#### What is required:
In this exercise, return the whole listing exactly, excluding any images.

#### Data section:

--- begin ---

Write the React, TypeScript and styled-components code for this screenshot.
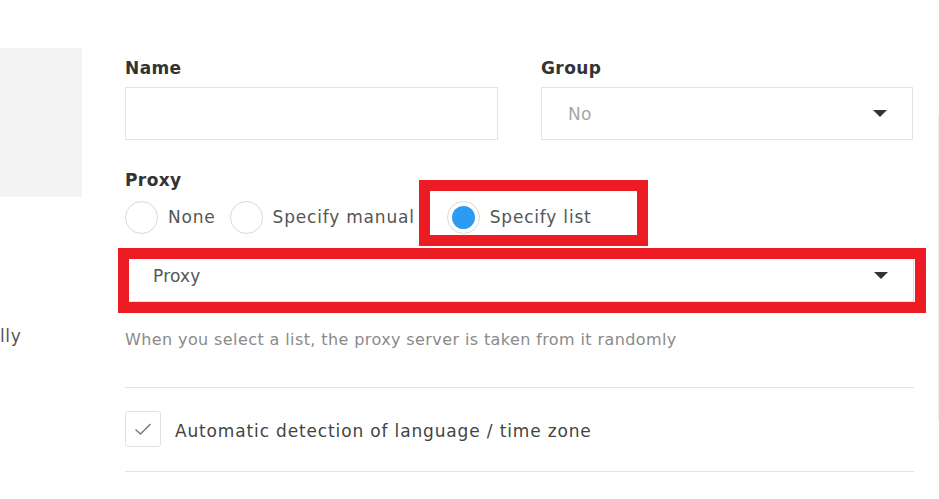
import styled, { createGlobalStyle } from "styled-components";

const Global = createGlobalStyle`
  body {
    margin: 0;
    background: #fff;
    font-family: "DejaVu Sans", "Liberation Sans", sans-serif;
  }
`;

const Page = styled.div`
  position: relative;
  width: 939px;
  height: 499px;
  overflow: hidden;
  display: flex;
`;

const Side = styled.div`
  width: 125px;
  flex-shrink: 0;
  padding-top: 48px;
`;

const SidePanel = styled.div`
  width: 82px;
  height: 149px;
  background: #f3f3f3;
`;

const SideText = styled.div`
  margin-top: 129px;
  font-size: 17px;
  letter-spacing: 0.6px;
  color: #555;
`;

const Main = styled.div`
  width: 789px;
  padding-top: 58px;
`;

const Row = styled.div`
  display: flex;
  gap: 43px;
`;

const Field = styled.div<{ $w: number }>`
  width: ${(p) => p.$w}px;
  display: flex;
  flex-direction: column;
`;

const Label = styled.div<{ $top?: number }>`
  font-size: 17px;
  line-height: 20px;
  font-weight: 700;
  letter-spacing: 0.4px;
  color: #333;
  margin-top: ${(p) => p.$top ?? 0}px;
`;

const Input = styled.div`
  margin-top: 9px;
  height: 53px;
  box-sizing: border-box;
  border: 1px solid #e2e3e5;
`;

const Select = styled.div<{ $top?: number; $dim?: boolean }>`
  margin-top: ${(p) => p.$top ?? 9}px;
  height: 53px;
  box-sizing: border-box;
  border: 1px solid #e2e3e5;
  display: flex;
  align-items: center;
  justify-content: space-between;
  padding: 0 25px 0 ${(p) => (p.$dim ? 26 : 27)}px;
  font-size: 17px;
  letter-spacing: 0.2px;
  color: ${(p) => (p.$dim ? "#a6a6a6" : "#555")};
`;

const Arrow = styled.span`
  width: 0;
  height: 0;
  border-left: 7px solid transparent;
  border-right: 7px solid transparent;
  border-top: 7px solid #333;
`;

const Radios = styled.div`
  display: flex;
  align-items: center;
  margin-top: 10px;
  height: 34px;
`;

const RadioItem = styled.label<{ $gap: number }>`
  display: flex;
  align-items: center;
  gap: 10px;
  margin-right: ${(p) => p.$gap}px;
  font-size: 17px;
  letter-spacing: 0.8px;
  color: #555;
`;

const Circle = styled.span<{ $on?: boolean }>`
  width: 33px;
  height: 33px;
  box-sizing: border-box;
  border-radius: 50%;
  border: 1px solid #d6d9de;
  display: flex;
  align-items: center;
  justify-content: center;
  &::after {
    content: "";
    display: ${(p) => (p.$on ? "block" : "none")};
    width: 23px;
    height: 23px;
    border-radius: 50%;
    background: #2b9bf4;
  }
`;

const Help = styled.div`
  margin-top: 28px;
  font-size: 16px;
  line-height: 20px;
  letter-spacing: 0.4px;
  color: #8a8a8a;
`;

const Divider = styled.div<{ $top: number }>`
  margin-top: ${(p) => p.$top}px;
  height: 1px;
  background: #e3e3e3;
`;

const CheckRow = styled.label`
  display: flex;
  align-items: center;
  gap: 14px;
  margin-top: 23px;
  font-size: 17px;
  letter-spacing: 0.85px;
  color: #444;
`;

const CheckText = styled.span`
  padding-top: 3px;
`;

const Box = styled.span`
  width: 36px;
  height: 36px;
  box-sizing: border-box;
  border: 1px solid #e0e1e4;
  border-radius: 3px;
  display: flex;
  align-items: center;
  justify-content: center;
`;

const Mark = styled.div<{ $x: number; $y: number; $w: number; $h: number }>`
  position: absolute;
  left: ${(p) => p.$x}px;
  top: ${(p) => p.$y}px;
  width: ${(p) => p.$w}px;
  height: ${(p) => p.$h}px;
  box-sizing: border-box;
  border: 11px solid #ed1c24;
  pointer-events: none;
`;

const EdgeLine = styled.div`
  position: absolute;
  right: 0;
  top: 115px;
  width: 1px;
  height: 305px;
  background: #f0f0f0;
`;

export default function App() {
  return (
    <Page>
      <Global />
      <Side>
        <SidePanel />
        <SideText>lly</SideText>
      </Side>
      <Main>
        <Row>
          <Field $w={373}>
            <Label>Name</Label>
            <Input />
          </Field>
          <Field $w={372}>
            <Label>Group</Label>
            <Select $dim>
              No
              <Arrow />
            </Select>
          </Field>
        </Row>
        <Label $top={30}>Proxy</Label>
        <Radios>
          <RadioItem $gap={14}>
            <Circle />
            None
          </RadioItem>
          <RadioItem $gap={32}>
            <Circle />
            Specify manual
          </RadioItem>
          <RadioItem $gap={0}>
            <Circle $on />
            Specify list
          </RadioItem>
        </Radios>
        <Select $top={15}>
          Proxy
          <Arrow />
        </Select>
        <Help>When you select a list, the proxy server is taken from it randomly</Help>
        <Divider $top={37} />
        <CheckRow>
          <Box>
            <svg width="18" height="14" viewBox="0 0 18 14" fill="none">
              <path d="M1.5 7.5 L6.5 12 L16.5 2" stroke="#777" strokeWidth="1.4" />
            </svg>
          </Box>
          <CheckText>Automatic detection of language / time zone</CheckText>
        </CheckRow>
        <Divider $top={24} />
      </Main>
      <EdgeLine />
      <Mark $x={419} $y={180} $w={229} $h={66} />
      <Mark $x={118} $y={248} $w={808} $h={65} />
    </Page>
  );
}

--- end ---

#### Result:
Write the React, TypeScript and styled-components code for this screenshot.
import styled, { createGlobalStyle } from "styled-components";

const Global = createGlobalStyle`
  body {
    margin: 0;
    background: #fff;
    font-family: "DejaVu Sans", "Liberation Sans", sans-serif;
  }
`;

const Page = styled.div`
  position: relative;
  width: 939px;
  height: 499px;
  overflow: hidden;
  display: flex;
`;

const Side = styled.div`
  width: 125px;
  flex-shrink: 0;
  padding-top: 48px;
`;

const SidePanel = styled.div`
  width: 82px;
  height: 149px;
  background: #f3f3f3;
`;

const SideText = styled.div`
  margin-top: 129px;
  font-size: 17px;
  letter-spacing: 0.6px;
  color: #555;
`;

const Main = styled.div`
  width: 789px;
  padding-top: 58px;
`;

const Row = styled.div`
  display: flex;
  gap: 43px;
`;

const Field = styled.div<{ $w: number }>`
  width: ${(p) => p.$w}px;
  display: flex;
  flex-direction: column;
`;

const Label = styled.div<{ $top?: number }>`
  font-size: 17px;
  line-height: 20px;
  font-weight: 700;
  letter-spacing: 0.4px;
  color: #333;
  margin-top: ${(p) => p.$top ?? 0}px;
`;

const Input = styled.div`
  margin-top: 9px;
  height: 53px;
  box-sizing: border-box;
  border: 1px solid #e2e3e5;
`;

const Select = styled.div<{ $top?: number; $dim?: boolean }>`
  margin-top: ${(p) => p.$top ?? 9}px;
  height: 53px;
  box-sizing: border-box;
  border: 1px solid #e2e3e5;
  display: flex;
  align-items: center;
  justify-content: space-between;
  padding: 0 25px 0 ${(p) => (p.$dim ? 26 : 27)}px;
  font-size: 17px;
  letter-spacing: 0.2px;
  color: ${(p) => (p.$dim ? "#a6a6a6" : "#555")};
`;

const Arrow = styled.span`
  width: 0;
  height: 0;
  border-left: 7px solid transparent;
  border-right: 7px solid transparent;
  border-top: 7px solid #333;
`;

const Radios = styled.div`
  display: flex;
  align-items: center;
  margin-top: 10px;
  height: 34px;
`;

const RadioItem = styled.label<{ $gap: number }>`
  display: flex;
  align-items: center;
  gap: 10px;
  margin-right: ${(p) => p.$gap}px;
  font-size: 17px;
  letter-spacing: 0.8px;
  color: #555;
`;

const Circle = styled.span<{ $on?: boolean }>`
  width: 33px;
  height: 33px;
  box-sizing: border-box;
  border-radius: 50%;
  border: 1px solid #d6d9de;
  display: flex;
  align-items: center;
  justify-content: center;
  &::after {
    content: "";
    display: ${(p) => (p.$on ? "block" : "none")};
    width: 23px;
    height: 23px;
    border-radius: 50%;
    background: #2b9bf4;
  }
`;

const Help = styled.div`
  margin-top: 28px;
  font-size: 16px;
  line-height: 20px;
  letter-spacing: 0.4px;
  color: #8a8a8a;
`;

const Divider = styled.div<{ $top: number }>`
  margin-top: ${(p) => p.$top}px;
  height: 1px;
  background: #e3e3e3;
`;

const CheckRow = styled.label`
  display: flex;
  align-items: center;
  gap: 14px;
  margin-top: 23px;
  font-size: 17px;
  letter-spacing: 0.85px;
  color: #444;
`;

const CheckText = styled.span`
  padding-top: 3px;
`;

const Box = styled.span`
  width: 36px;
  height: 36px;
  box-sizing: border-box;
  border: 1px solid #e0e1e4;
  border-radius: 3px;
  display: flex;
  align-items: center;
  justify-content: center;
`;

const Mark = styled.div<{ $x: number; $y: number; $w: number; $h: number }>`
  position: absolute;
  left: ${(p) => p.$x}px;
  top: ${(p) => p.$y}px;
  width: ${(p) => p.$w}px;
  height: ${(p) => p.$h}px;
  box-sizing: border-box;
  border: 11px solid #ed1c24;
  pointer-events: none;
`;

const EdgeLine = styled.div`
  position: absolute;
  right: 0;
  top: 115px;
  width: 1px;
  height: 305px;
  background: #f0f0f0;
`;

export default function App() {
  return (
    <Page>
      <Global />
      <Side>
        <SidePanel />
        <SideText>lly</SideText>
      </Side>
      <Main>
        <Row>
          <Field $w={373}>
            <Label>Name</Label>
            <Input />
          </Field>
          <Field $w={372}>
            <Label>Group</Label>
            <Select $dim>
              No
              <Arrow />
            </Select>
          </Field>
        </Row>
        <Label $top={30}>Proxy</Label>
        <Radios>
          <RadioItem $gap={14}>
            <Circle />
            None
          </RadioItem>
          <RadioItem $gap={32}>
            <Circle />
            Specify manual
          </RadioItem>
          <RadioItem $gap={0}>
            <Circle $on />
            Specify list
          </RadioItem>
        </Radios>
        <Select $top={15}>
          Proxy
          <Arrow />
        </Select>
        <Help>When you select a list, the proxy server is taken from it randomly</Help>
        <Divider $top={37} />
        <CheckRow>
          <Box>
            <svg width="18" height="14" viewBox="0 0 18 14" fill="none">
              <path d="M1.5 7.5 L6.5 12 L16.5 2" stroke="#777" strokeWidth="1.4" />
            </svg>
          </Box>
          <CheckText>Automatic detection of language / time zone</CheckText>
        </CheckRow>
        <Divider $top={24} />
      </Main>
      <EdgeLine />
      <Mark $x={419} $y={180} $w={229} $h={66} />
      <Mark $x={118} $y={248} $w={808} $h={65} />
    </Page>
  );
}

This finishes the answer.